By Gilbert Garcia – Pop Music Critic

Decades after breakthrough debut, queer icons stick to now-tired formula

Pet Shop Boys

THE BOYS ARE BACK: Chris Lowe, left, and Neil Tennant return with a catty love-song about Tony Blair and Dubya.

Probably no musical act has successfully cultivated both gay and straight fan bases better than Pet Shop Boys. Following in the footsteps of Jimmy Sommerville and Andy Bell who beat the Pet Shop Boys out of the closet but only ever saw a fraction of their mega-popularity the PSB disco duo proved a powerful antidote to the camp stereotype of what queer music should sound like.

Crafting intelligent love songs laced with ironic wit, band members Neil Tennant and Chris Lowe helped humanize the queer romanticism that was featured on MTV throughout the ’80s and ’90s. As musicians, and later producers and re-mixers, Tennant and Lowe deployed signature complex melodies anchored by subdued rhythms that were unmistakable.

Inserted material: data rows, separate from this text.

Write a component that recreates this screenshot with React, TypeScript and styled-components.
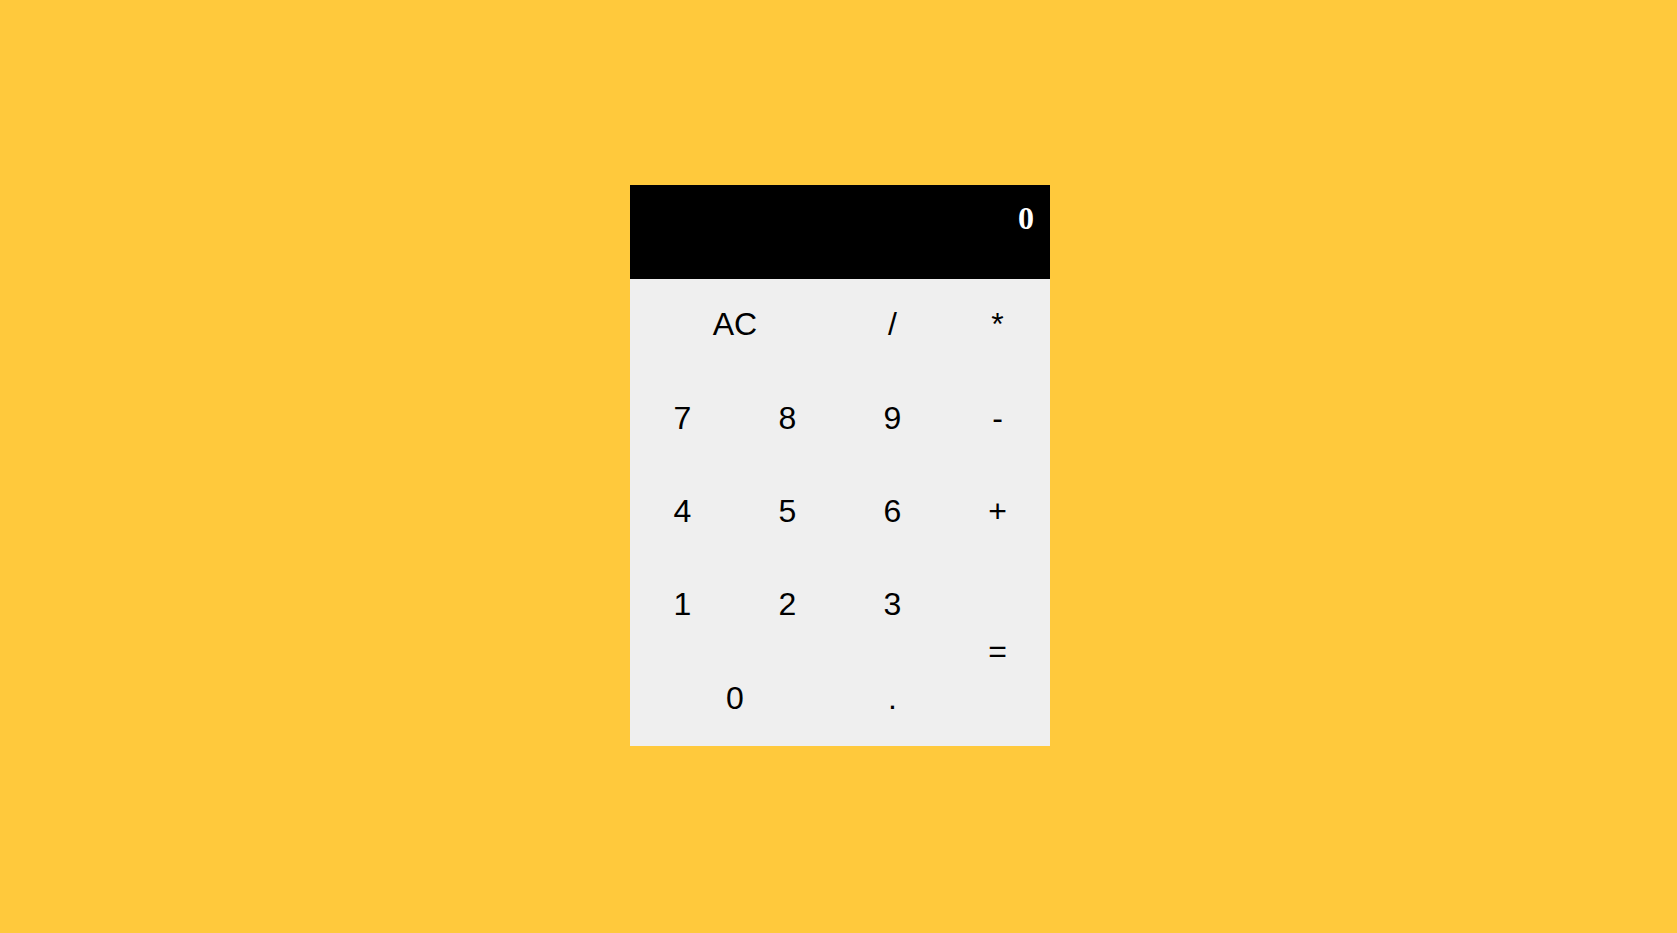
import React from "react";
import styled, { createGlobalStyle } from "styled-components";

const GlobalStyle = createGlobalStyle`
  html, body {
    margin: 0;
    padding: 0;
    background: #ffc93c;
  }
  #root {
    min-height: 100vh;
  }
`;

const Page = styled.div`
  min-height: 100vh;
  display: flex;
  align-items: center;
  justify-content: center;
  padding-left: 3px;
  padding-bottom: 2px;
  box-sizing: border-box;
`;

const Calculator = styled.div`
  width: 420px;
  display: flex;
  flex-direction: column;
  background: #efefef;
`;

const Display = styled.div`
  height: 94px;
  box-sizing: border-box;
  padding: 15px 16px 0 16px;
  background: #000;
  color: #fff;
  font-family: "Liberation Serif", "Times New Roman", serif;
  font-weight: bold;
  font-size: 32px;
  text-align: right;
`;

const Keypad = styled.div`
  display: grid;
  grid-template-columns: repeat(4, 105px);
  grid-auto-rows: 93.4px;
`;

const Key = styled.button<{ $span?: number; $rows?: number }>`
  grid-column: span ${(p) => p.$span ?? 1};
  grid-row: span ${(p) => p.$rows ?? 1};
  border: none;
  margin: 0;
  padding: 0 0 2px 0;
  background: #efefef;
  color: #000;
  font-family: "Liberation Sans", Arial, sans-serif;
  font-size: 32px;
  cursor: pointer;
  display: flex;
  align-items: center;
  justify-content: center;
`;

const keys: { label: string; span?: number; rows?: number }[] = [
  { label: "AC", span: 2 },
  { label: "/" },
  { label: "*" },
  { label: "7" },
  { label: "8" },
  { label: "9" },
  { label: "-" },
  { label: "4" },
  { label: "5" },
  { label: "6" },
  { label: "+" },
  { label: "1" },
  { label: "2" },
  { label: "3" },
  { label: "=", rows: 2 },
  { label: "0", span: 2 },
  { label: "." },
];

export default function App() {
  return (
    <>
      <GlobalStyle />
      <Page>
        <Calculator>
          <Display>0</Display>
          <Keypad>
            {keys.map((k) => (
              <Key key={k.label} $span={k.span} $rows={k.rows}>
                {k.label}
              </Key>
            ))}
          </Keypad>
        </Calculator>
      </Page>
    </>
  );
}
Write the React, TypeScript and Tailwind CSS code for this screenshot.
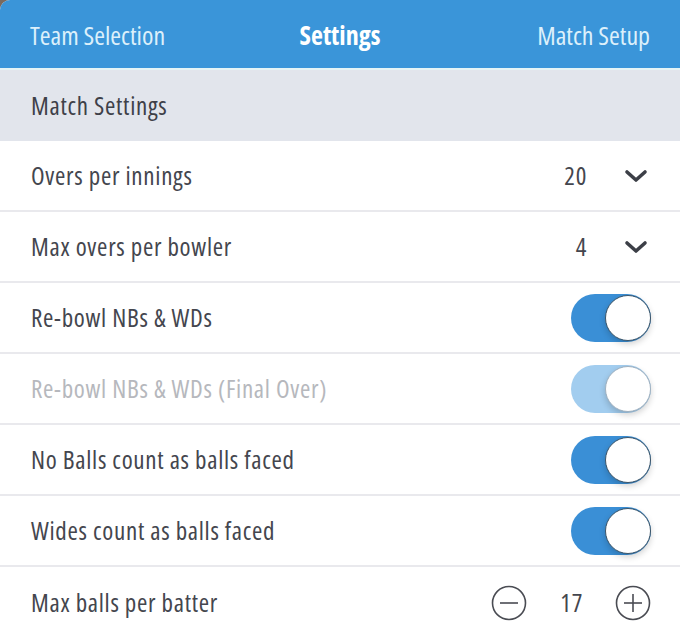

But on the Boys’ ninth studio album, “Fundamental,” there’s very little that will surprise you. Unfortunately, their near-perfect recipe is wearing thin.

Pet Shop Boys have never made a truly horrible album. And “Fundamental” is not their first. As usual, Tennant’s lyrics are evocative and clear-eyed. There’s no disputing the urbane sentimentality of songs like “Casanova in Hell” or “Numb.” Even dance-oriented numbers like “The Sodom and Gomorrah Show” and the album’s second single, “Minimal,” possess an impressive literary streak that’s tough to downplay. As always, Tennant’s ironic touch is in full gear, particularly on the deliciously subtle “I’m With Stupid,” in which the relationship between British Prime Minister Tony Blair and Dubya is portrayed as an abusive partnership.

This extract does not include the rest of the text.